### Given information
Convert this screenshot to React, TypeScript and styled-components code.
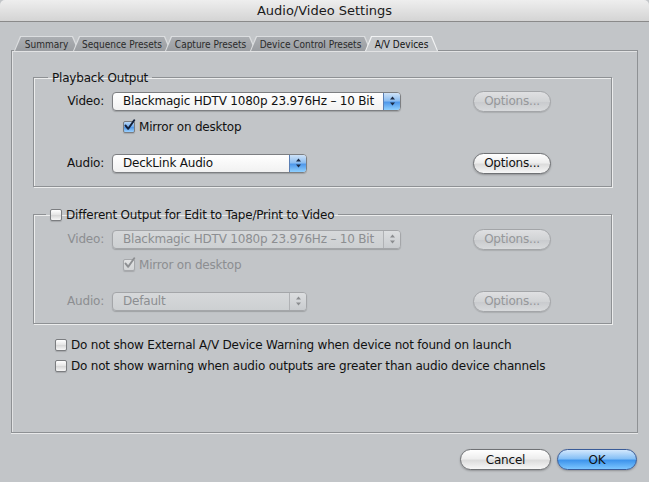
import React from 'react';
import styled, { createGlobalStyle } from 'styled-components';

const GlobalStyle = createGlobalStyle`
  *, *::before, *::after { box-sizing: border-box; }
  html, body { margin: 0; padding: 0; background: #c2c5c8; }
  body {
    font-family: 'DejaVu Sans', 'Liberation Sans', sans-serif;
    font-size: 12px;
    letter-spacing: -0.2px;
    color: #111;
  }
`;

const tabs = [
  { label: 'Summary', w: 65 },
  { label: 'Sequence Presets', w: 98 },
  { label: 'Capture Presets', w: 91 },
  { label: 'Device Control Presets', w: 121 },
  { label: 'A/V Devices', w: 73, active: true },
];

const Check = ({ checked, disabled }: { checked?: boolean; disabled?: boolean }) => (
  <CheckBox $checked={checked} $disabled={disabled}>
    {checked && (
      <svg width="13" height="13" viewBox="0 0 13 13">
        <path
          d="M2.6 6.6 L5.2 9.8 L11.2 1.2"
          fill="none"
          stroke={disabled ? '#8d8f92' : '#14203a'}
          strokeWidth="2"
          strokeLinecap="round"
          strokeLinejoin="round"
        />
      </svg>
    )}
  </CheckBox>
);

const Arrows = ({ disabled }: { disabled?: boolean }) => (
  <svg width="7" height="10" viewBox="0 0 7 10">
    <path d="M3.5 0.5 L6 3.5 L1 3.5 Z" fill={disabled ? '#8a8c8f' : '#1b2a44'} />
    <path d="M3.5 9.5 L6 6.5 L1 6.5 Z" fill={disabled ? '#8a8c8f' : '#1b2a44'} />
  </svg>
);

const Popup = ({ value, width, disabled }: { value: string; width: number; disabled?: boolean }) => (
  <PopupBox $w={width} $disabled={disabled}>
    <PopupText>{value}</PopupText>
    <Stepper $disabled={disabled}>
      <Arrows disabled={disabled} />
    </Stepper>
  </PopupBox>
);

const DeviceRows = ({ disabled, audio, top }: { disabled?: boolean; audio: string; top: number }) => (
  <>
    <Row $mt={top}>
      <Label $disabled={disabled}>Video:</Label>
      <Popup value="Blackmagic HDTV 1080p 23.976Hz – 10 Bit" width={289} disabled={disabled} />
      <Button $w={78} disabled>
        Options...
      </Button>
    </Row>
    <Row $mt={4}>
      <span />
      <CheckLine $indent={11} $disabled={disabled}>
        <Check checked disabled={disabled} />
        Mirror on desktop
      </CheckLine>
      <span />
    </Row>
    <Row $mt={14}>
      <Label $disabled={disabled}>Audio:</Label>
      <Popup value={audio} width={195} disabled={disabled} />
      <Button $w={78} disabled={disabled}>
        Options...
      </Button>
    </Row>
  </>
);

const App = () => (
  <Window>
    <GlobalStyle />
    <TitleBar>Audio/Video Settings</TitleBar>
    <Content>
      <TabStrip>
        {tabs.map((t) => (
          <Tab key={t.label} $w={t.w} $active={t.active}>
            <TabFace $active={t.active}>{t.label}</TabFace>
          </Tab>
        ))}
      </TabStrip>
      <Panel>
        <Group $mt={19} $pb={12}>
          <Legend $ml={14}>Playback Output</Legend>
          <DeviceRows audio="DeckLink Audio" top={5} />
        </Group>
        <Group $mt={20} $pb={11}>
          <Legend $ml={12}>
            <Check />
            Different Output for Edit to Tape/Print to Video
          </Legend>
          <DeviceRows disabled audio="Default" top={6} />
        </Group>
        <Options>
          <CheckLine>
            <Check />
            Do not show External A/V Device Warning when device not found on launch
          </CheckLine>
          <CheckLine>
            <Check />
            Do not show warning when audio outputs are greater than audio device channels
          </CheckLine>
        </Options>
      </Panel>
      <Footer>
        <Button $w={91}>Cancel</Button>
        <Button $w={80} $primary>
          OK
        </Button>
      </Footer>
    </Content>
  </Window>
);

const Window = styled.div`
  width: 649px;
  height: 482px;
  background: #c2c5c8;
  display: flex;
  flex-direction: column;
  overflow: hidden;
`;

const TitleBar = styled.div`
  height: 22px;
  flex: none;
  display: flex;
  align-items: center;
  justify-content: center;
  border-bottom: 1px solid #8a8a8a;
  border-radius: 5px 5px 0 0;
  background: linear-gradient(#eeeeee, #d4d4d4);
  font-size: 13px;
  letter-spacing: 0;
  color: #1a1a1a;
`;

const Content = styled.div`
  padding: 14px 11px 0 11px;
  display: flex;
  flex-direction: column;
`;

const TabStrip = styled.div`
  display: flex;
  height: 15px;
  padding-left: 3px;
  margin-bottom: -1px;
  position: relative;
  z-index: 1;
`;

const Tab = styled.div<{ $w: number; $active?: boolean }>`
  width: ${(p) => p.$w}px;
  height: 15px;
  padding: 0 1px;
  margin-left: -6px;
  position: relative;
  z-index: ${(p) => (p.$active ? 2 : 1)};
  background: ${(p) => (p.$active ? '#f2f3f4' : '#dcdee0')};
  clip-path: polygon(6px 0, calc(100% - 6px) 0, 100% 100%, 0 100%);
  &:first-child {
    margin-left: 0;
  }
`;

const TabFace = styled.div<{ $active?: boolean }>`
  height: 14px;
  margin-top: 1px;
  display: flex;
  align-items: center;
  justify-content: center;
  white-space: nowrap;
  clip-path: polygon(6px 0, calc(100% - 6px) 0, 100% 100%, 0 100%);
  background: ${(p) => (p.$active ? '#c4c7ca' : 'linear-gradient(#abaeb2, #9b9ea2)')};
  font-family: 'DejaVu Sans Condensed', 'DejaVu Sans', sans-serif;
  font-stretch: condensed;
  font-size: 10px;
  letter-spacing: 0;
  color: ${(p) => (p.$active ? '#111' : '#2a2a2a')};
`;

const Panel = styled.div`
  height: 383px;
  border: 1px solid #8e9194;
  box-shadow: 0 1px 0 #e8e9ea, inset 1px 1px 0 #e2e3e4;
  padding: 0 25px 0 21px;
  display: flex;
  flex-direction: column;
`;

const Group = styled.fieldset<{ $mt: number; $pb: number }>`
  margin: ${(p) => p.$mt}px 0 0 0;
  padding: 0 0 ${(p) => p.$pb}px 0;
  min-width: 0;
  border: 1px solid #8e9194;
  box-shadow: inset 1px 1px 0 #eceded, 1px 1px 0 #eceded;
`;

const Legend = styled.legend<{ $ml: number }>`
  margin-left: ${(p) => p.$ml}px;
  padding: 0 4px;
  height: 15px;
  display: flex;
  align-items: center;
  gap: 4px;
  font-size: 12px;
  color: #111;
`;

const Row = styled.div<{ $mt: number }>`
  display: grid;
  grid-template-columns: 78px 361px 78px;
  align-items: center;
  height: 22px;
  margin-top: ${(p) => p.$mt}px;
`;

const Label = styled.span<{ $disabled?: boolean }>`
  text-align: right;
  padding-right: 8px;
  color: ${(p) => (p.$disabled ? '#8c8e91' : '#111')};
`;

const PopupBox = styled.div<{ $w: number; $disabled?: boolean }>`
  width: ${(p) => p.$w}px;
  height: 19px;
  display: flex;
  align-items: stretch;
  border: 1px solid ${(p) => (p.$disabled ? '#a4a6a9' : '#7d7f82')};
  border-radius: 4px;
  overflow: hidden;
  background: ${(p) =>
    p.$disabled ? 'linear-gradient(#d6d8da, #cdd0d2)' : 'linear-gradient(#ffffff, #f1f1f1)'};
  box-shadow: 0 1px 1px rgba(0, 0, 0, 0.18);
  color: ${(p) => (p.$disabled ? '#8c8e91' : '#111')};
`;

const PopupText = styled.span`
  flex: 1;
  display: flex;
  align-items: center;
  padding-left: 10px;
  white-space: nowrap;
  overflow: hidden;
`;

const Stepper = styled.span<{ $disabled?: boolean }>`
  width: 17px;
  display: flex;
  align-items: center;
  justify-content: center;
  border-left: 1px solid ${(p) => (p.$disabled ? '#b0b2b5' : '#5a7fb4')};
  background: ${(p) =>
    p.$disabled
      ? 'linear-gradient(#dcdee0, #c9cccf)'
      : 'linear-gradient(#cfe3f8, #8cbdf0 45%, #4f98ea 55%, #8fd0ff)'};
`;

const CheckBox = styled.span<{ $checked?: boolean; $disabled?: boolean }>`
  width: 12px;
  height: 12px;
  flex: none;
  position: relative;
  border: 1px solid ${(p) => (p.$disabled ? '#a6a8ab' : '#7b7d80')};
  border-radius: 2px;
  background: ${(p) =>
    p.$checked && !p.$disabled
      ? 'linear-gradient(#bcd9f7, #6aa8ee 50%, #4b93e6 51%, #9cd2ff)'
      : p.$disabled
        ? 'linear-gradient(#e2e3e4, #d2d4d6)'
        : 'linear-gradient(#ffffff, #e4e4e4 50%, #d6d6d6 51%, #f6f6f6)'};
  box-shadow: 0 1px 1px rgba(0, 0, 0, 0.15);
  svg {
    position: absolute;
    left: -1px;
    top: -3px;
  }
`;

const CheckLine = styled.label<{ $indent?: number; $disabled?: boolean }>`
  display: flex;
  align-items: center;
  gap: 4px;
  padding-left: ${(p) => p.$indent ?? 0}px;
  white-space: nowrap;
  color: ${(p) => (p.$disabled ? '#8c8e91' : '#111')};
`;

const Options = styled.div`
  display: flex;
  flex-direction: column;
  gap: 7px;
  margin: 14px 0 0 22px;
`;

const Button = styled.button<{ $w: number; $primary?: boolean }>`
  width: ${(p) => p.$w}px;
  height: 21px;
  padding: 0;
  border-radius: 11px;
  font-family: inherit;
  font-size: 12px;
  letter-spacing: -0.2px;
  border: 1px solid ${(p) => (p.$primary ? '#3a5c98' : '#6f7174')};
  color: #111;
  background: ${(p) =>
    p.$primary
      ? 'linear-gradient(#d3e8fd, #86c0f6 45%, #3f95ec 55%, #7cc6ff)'
      : 'linear-gradient(#ffffff, #eeeeee 45%, #dcdcdc 55%, #f7f7f7)'};
  box-shadow: 0 1px 2px rgba(0, 0, 0, 0.25);
  &:disabled {
    border-color: #a3a5a8;
    color: #95979a;
    background: linear-gradient(#dfe0e2, #d1d3d5 50%, #c8cacd 51%, #d8dadc);
    box-shadow: 0 1px 1px rgba(0, 0, 0, 0.12);
  }
`;

const Footer = styled.div`
  display: flex;
  justify-content: flex-end;
  gap: 6px;
  margin: 16px 1px 0 0;
`;

export default App;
######
* Exercise: Pick out every line above that holds the word "React" and copy it.

* Response for this exercise:
Convert this screenshot to React, TypeScript and styled-components code.
import React from 'react';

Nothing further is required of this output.